By the end of this year Fiat’s holding will rise to 58.5 percent -- an increase linked to Chrysler developing a Fiat-based fuel-efficient mid-size
But Fiat needs to decide what to do with the rest of Chrysler, a 41.5 percent stake that is owned by VEBA, the United Auto Workers union trust fund. Fiat already has an option to buy 40 percent of that stake, starting in June next year.
After initially planning an IPO to allow VEBA to cash in on its stake, Marchionne now seems to be aiming to buy it.
But if he went for a full takeover of Chrysler, he would need to convince ratings agencies Moody’s and Fitch -- which have already warned they may downgrade Fiat’s debt -- that Fiat’s finances are solid enough.
Marchionne kept his cards close to his chest on Tuesday, saying Fiat had a variety of options on what to do with VEBA. With 18 billion euros of liquidity expected at end-2011, he said Fiat had enough money to buy the stake if it wanted, but added he would not put Fiat’s credit rating at risk to do so.
He reiterated that there was a “dichotomy” between the valuation Fiat put on VEBA’s stake -- just over $3 billion -- and the $4.25 billion capped “threshold amount” that was set in 2009 and that VEBA is hoping to cash in.
Expectations that Marchionne would end up buying VEBA’s stake have led to speculation that Fiat might float luxury sports car maker Ferrari, although Marchionne said there was no such project on his desk.
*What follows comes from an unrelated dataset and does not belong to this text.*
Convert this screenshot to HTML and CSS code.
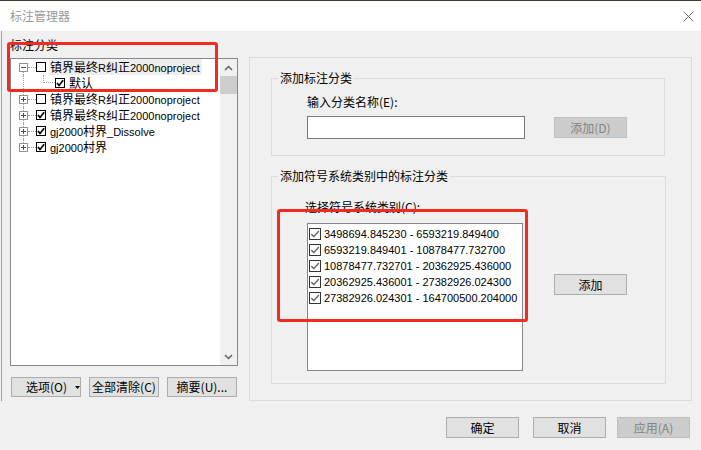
FILE: index.html
```html
<!DOCTYPE html>
<html lang="zh-CN">
<head>
    <meta charset="UTF-8">
    <title>标注管理器</title>
    <link rel="stylesheet" href="styles.css">
</head>
<body>
<div class="window">
    <div class="titlebar">
        <span class="title">标注管理器</span>
        <svg class="close" width="11" height="11" viewBox="0 0 11 11"><path d="M0.5 0.5 L10.5 10.5 M10.5 0.5 L0.5 10.5" stroke="#707070" stroke-width="1" fill="none"/></svg>
    </div>

    <div class="main">
        <div class="left">
            <div class="caption">标注分类</div>
            <div class="tree">
                <div class="tree-items">
                    <div class="node first">
                        <svg class="twisty" width="9" height="9" viewBox="0 0 9 9"><rect x="0.5" y="0.5" width="8" height="8" fill="#fff" stroke="#919191"/><path d="M2 4.5 H7" stroke="#3c4c7c"/></svg>
                        <span class="hline"></span>
                        <svg class="check" width="10" height="10" viewBox="0 0 10 10"><rect x="0.5" y="0.5" width="9" height="9" fill="#fff" stroke="#000"/></svg>
                        <span class="label selected"><span class="zh">镇界最终</span>R<span class="zh">纠正</span>2000noproject</span>
                    </div>
                    <div class="node child">
                        <span class="elbow"></span>
                        <svg class="check" width="10" height="10" viewBox="0 0 10 10"><rect x="0.5" y="0.5" width="9" height="9" fill="#fff" stroke="#000"/><path d="M2 5 L4 7.5 L8.2 2.2" fill="none" stroke="#000" stroke-width="1.7"/></svg>
                        <span class="label"><span class="zh">默认</span></span>
                    </div>
                    <div class="node">
                        <svg class="twisty" width="9" height="9" viewBox="0 0 9 9"><rect x="0.5" y="0.5" width="8" height="8" fill="#fff" stroke="#919191"/><path d="M2 4.5 H7 M4.5 2 V7" stroke="#3c4c7c"/></svg>
                        <span class="hline"></span>
                        <svg class="check" width="10" height="10" viewBox="0 0 10 10"><rect x="0.5" y="0.5" width="9" height="9" fill="#fff" stroke="#000"/></svg>
                        <span class="label"><span class="zh">镇界最终</span>R<span class="zh">纠正</span>2000noproject</span>
                    </div>
                    <div class="node">
                        <svg class="twisty" width="9" height="9" viewBox="0 0 9 9"><rect x="0.5" y="0.5" width="8" height="8" fill="#fff" stroke="#919191"/><path d="M2 4.5 H7 M4.5 2 V7" stroke="#3c4c7c"/></svg>
                        <span class="hline"></span>
                        <svg class="check" width="10" height="10" viewBox="0 0 10 10"><rect x="0.5" y="0.5" width="9" height="9" fill="#fff" stroke="#000"/><path d="M2 5 L4 7.5 L8.2 2.2" fill="none" stroke="#000" stroke-width="1.7"/></svg>
                        <span class="label"><span class="zh">镇界最终</span>R<span class="zh">纠正</span>2000noproject</span>
                    </div>
                    <div class="node">
                        <svg class="twisty" width="9" height="9" viewBox="0 0 9 9"><rect x="0.5" y="0.5" width="8" height="8" fill="#fff" stroke="#919191"/><path d="M2 4.5 H7 M4.5 2 V7" stroke="#3c4c7c"/></svg>
                        <span class="hline"></span>
                        <svg class="check" width="10" height="10" viewBox="0 0 10 10"><rect x="0.5" y="0.5" width="9" height="9" fill="#fff" stroke="#000"/><path d="M2 5 L4 7.5 L8.2 2.2" fill="none" stroke="#000" stroke-width="1.7"/></svg>
                        <span class="label">gj2000<span class="zh">村界</span>_Dissolve</span>
                    </div>
                    <div class="node last">
                        <svg class="twisty" width="9" height="9" viewBox="0 0 9 9"><rect x="0.5" y="0.5" width="8" height="8" fill="#fff" stroke="#919191"/><path d="M2 4.5 H7 M4.5 2 V7" stroke="#3c4c7c"/></svg>
                        <span class="hline"></span>
                        <svg class="check" width="10" height="10" viewBox="0 0 10 10"><rect x="0.5" y="0.5" width="9" height="9" fill="#fff" stroke="#000"/><path d="M2 5 L4 7.5 L8.2 2.2" fill="none" stroke="#000" stroke-width="1.7"/></svg>
                        <span class="label">gj2000<span class="zh">村界</span></span>
                    </div>
                </div>
                <div class="vscroll">
                    <div class="sb-btn">
                        <svg width="9" height="6" viewBox="0 0 9 6"><path d="M1 5 L4.5 1.5 L8 5" fill="none" stroke="#606060" stroke-width="1.5"/></svg>
                    </div>
                    <div class="sb-thumb"></div>
                    <div class="sb-track"></div>
                    <div class="sb-btn">
                        <svg width="9" height="6" viewBox="0 0 9 6"><path d="M1 1 L4.5 4.5 L8 1" fill="none" stroke="#606060" stroke-width="1.5"/></svg>
                    </div>
                </div>
            </div>
            <div class="left-buttons">
                <button class="btn btn-options">选项(O)<svg class="drop" width="5" height="3" viewBox="0 0 5 3"><path d="M0 0 H5 L2.5 3 Z" fill="#000"/></svg></button>
                <button class="btn">全部清除(C)</button>
                <button class="btn">摘要(U)...</button>
            </div>
        </div>

        <div class="panel">
            <fieldset class="group group-add">
                <legend>添加标注分类</legend>
                <div class="group-body">
                    <div class="field-label">输入分类名称(E):</div>
                    <div class="input-row">
                        <input type="text" class="name-input">
                        <button class="btn btn-wide disabled">添加(D)</button>
                    </div>
                </div>
            </fieldset>

            <fieldset class="group group-symbols">
                <legend>添加符号系统类别中的标注分类</legend>
                <div class="group-body symbols-body">
                    <div class="field-label">选择符号系统类别(C):</div>
                    <div class="list-row">
                        <div class="list-box">
                            <div class="item"><svg width="12" height="12" viewBox="0 0 12 12"><rect x="0.5" y="0.5" width="11" height="11" fill="#fff" stroke="#333"/><path d="M2.3 6 L4.8 8.6 L9.8 3" fill="none" stroke="#555" stroke-width="1.2"/></svg><span>3498694.845230 - 6593219.849400</span></div>
                            <div class="item"><svg width="12" height="12" viewBox="0 0 12 12"><rect x="0.5" y="0.5" width="11" height="11" fill="#fff" stroke="#333"/><path d="M2.3 6 L4.8 8.6 L9.8 3" fill="none" stroke="#555" stroke-width="1.2"/></svg><span>6593219.849401 - 10878477.732700</span></div>
                            <div class="item"><svg width="12" height="12" viewBox="0 0 12 12"><rect x="0.5" y="0.5" width="11" height="11" fill="#fff" stroke="#333"/><path d="M2.3 6 L4.8 8.6 L9.8 3" fill="none" stroke="#555" stroke-width="1.2"/></svg><span>10878477.732701 - 20362925.436000</span></div>
                            <div class="item"><svg width="12" height="12" viewBox="0 0 12 12"><rect x="0.5" y="0.5" width="11" height="11" fill="#fff" stroke="#333"/><path d="M2.3 6 L4.8 8.6 L9.8 3" fill="none" stroke="#555" stroke-width="1.2"/></svg><span>20362925.436001 - 27382926.024300</span></div>
                            <div class="item"><svg width="12" height="12" viewBox="0 0 12 12"><rect x="0.5" y="0.5" width="11" height="11" fill="#fff" stroke="#333"/><path d="M2.3 6 L4.8 8.6 L9.8 3" fill="none" stroke="#555" stroke-width="1.2"/></svg><span>27382926.024301 - 164700500.204000</span></div>
                        </div>
                        <button class="btn btn-wide btn-add">添加</button>
                    </div>
                </div>
            </fieldset>
        </div>
    </div>

    <div class="footer">
        <button class="btn btn-wide btn-ok">确定</button>
        <button class="btn btn-wide">取消</button>
        <button class="btn btn-wide disabled">应用(A)</button>
    </div>

    <!-- red annotation boxes drawn over the dialog -->
    <div class="mark mark-tree"></div>
    <div class="mark mark-list"></div>
</div>
</body>
</html>
```

FILE: styles.css
```css
* {
    box-sizing: border-box;
}

body {
    margin: 0;
    background-color: #f0f0f0;
    font-family: "Noto Sans CJK SC", sans-serif;
    font-size: 12px;
    line-height: 16px;
    color: #000;
}

.window {
    position: relative;
    width: 701px;
    height: 450px;
    overflow: hidden;
    background-color: #f0f0f0;
}

.titlebar {
    height: 31px;
    border-top: 1px solid #3d3d30;
    background-color: #fff;
    display: flex;
    align-items: center;
    justify-content: space-between;
    padding: 0 7px 0 10px;
}

.title {
    color: #999;
}

.main {
    display: flex;
    align-items: flex-start;
    height: 370px;
    margin-left: 1px;
    border-left: 1px solid #a0a0a0;
    padding-left: 8px;
}

/* left column: tree of label classes */
.left {
    width: 228px;
    flex: none;
    padding-top: 6px;
}

.tree {
    margin-top: 5px;
    height: 308px;
    border: 1px solid #828790;
    background-color: #fff;
    display: flex;
}

.tree-items {
    flex: 1;
}

.node {
    position: relative;
    height: 16px;
    display: flex;
    align-items: center;
    padding-left: 8px;
}

.node::before {
    content: "";
    position: absolute;
    left: 12px;
    top: 0;
    bottom: 0;
    border-left: 1px dotted #a0a0a0;
}

.node.first::before {
    top: 8px;
}

.node.last::before {
    bottom: 8px;
}

.twisty {
    position: relative;
    flex: none;
}

.hline {
    width: 8px;
    border-top: 1px dotted #a0a0a0;
    flex: none;
}

.child {
    padding-left: 32px;
}

.elbow {
    align-self: flex-start;
    width: 12px;
    height: 8px;
    border-left: 1px dotted #a0a0a0;
    border-bottom: 1px dotted #a0a0a0;
    flex: none;
}

.check {
    flex: none;
}

/* latin parts of the tree labels run narrower than the CJK ones */
.label {
    margin-left: 3px;
    padding: 0 2px 0 1px;
    height: 16px;
    line-height: 16px;
    white-space: nowrap;
    font-family: "Liberation Sans", "Noto Sans CJK SC", sans-serif;
    font-size: 11px;
}

.label .zh {
    font-family: "Noto Sans CJK SC", sans-serif;
    font-size: 12px;
}

.label.selected {
    background-color: #eeeeee;
}

.vscroll {
    width: 17px;
    background-color: #f0f0f0;
    display: flex;
    flex-direction: column;
}

.sb-btn {
    height: 17px;
    display: flex;
    align-items: center;
    justify-content: center;
}

.sb-thumb {
    height: 18px;
    background-color: #cdcdcd;
}

.sb-track {
    flex: 1;
}

.left-buttons {
    display: flex;
    gap: 8px;
    margin-top: 11px;
    padding-left: 1px;
}

/* buttons */
.btn {
    width: 70px;
    height: 20px;
    padding: 0;
    border: 1px solid #adadad;
    background-color: #e1e1e1;
    font: inherit;
    color: #000;
    white-space: nowrap;
    display: flex;
    align-items: center;
    justify-content: center;
}

.btn-wide {
    width: 73px;
    height: 21px;
}

.btn.disabled {
    background-color: #cccccc;
    border-color: #bfbfbf;
    color: #838383;
}

.btn-options {
    justify-content: flex-start;
    padding-left: 14px;
}

.drop {
    margin-left: 8px;
    flex: none;
}

/* right panel */
.panel {
    flex: none;
    width: 443px;
    height: 344px;
    margin-left: 11px;
    margin-top: 26px;
    border: 1px solid #dcdcdc;
    padding: 12px 0 0 21px;
}

.group {
    margin: 0;
    padding: 0;
    min-width: 0;
    border: 1px solid #dcdcdc;
    width: 394px;
}

.group legend {
    margin-left: 6px;
    padding: 0 2px;
    line-height: 16px;
}

.group-body {
    padding: 8px 0 16px 35px;
}

.input-row {
    display: flex;
    align-items: center;
    margin-top: 6px;
}

.name-input {
    width: 218px;
    height: 23px;
    margin: 0;
    border: 1px solid #7a7a7a;
    background-color: #fff;
}

.input-row .btn {
    margin-left: 29px;
}

.group-symbols {
    margin-top: 12px;
    width: 395px;
}

.symbols-body {
    padding: 15px 0 12px 33px;
}

.list-row {
    display: flex;
    align-items: flex-start;
    margin-top: 8px;
    padding-left: 2px;
}

.list-box {
    width: 216px;
    height: 148px;
    border: 1px solid #828790;
    background-color: #fff;
    padding: 2px 0 0 1px;
}

.item {
    height: 16px;
    display: flex;
    align-items: center;
    gap: 3px;
    font-family: "Liberation Sans", Arial, sans-serif;
    font-size: 11px;
    white-space: nowrap;
}

.btn-add {
    margin-left: 31px;
    margin-top: 51px;
}

.footer {
    display: flex;
    justify-content: flex-end;
    gap: 11px;
    margin-top: 16px;
    padding-right: 11px;
}

.btn-ok {
    margin-right: 3px;
}

/* annotation marks */
.mark {
    position: absolute;
    border: 3px solid #f52a1f;
    border-radius: 3px;
}

.mark-tree {
    left: 7px;
    top: 42px;
    width: 211px;
    height: 50px;
}

.mark-list {
    left: 277px;
    top: 209px;
    width: 251px;
    height: 113px;
}
```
He said, however, there were assets he could consider selling.
Fiat, posted second-quarter group trading profit of 525 million euros ($753 million), as strong U.S. and Brazilian sales helped offset a weak European market in a quarter that included profits from Chrysler for the month of June.
That compared with a trading profit of 307 million euros for Fiat alone a year ago and a median analyst forecast in a consensus distributed by Fiat of 485 million euros. Fiat did not release 2010 proforma results for the second quarter alone.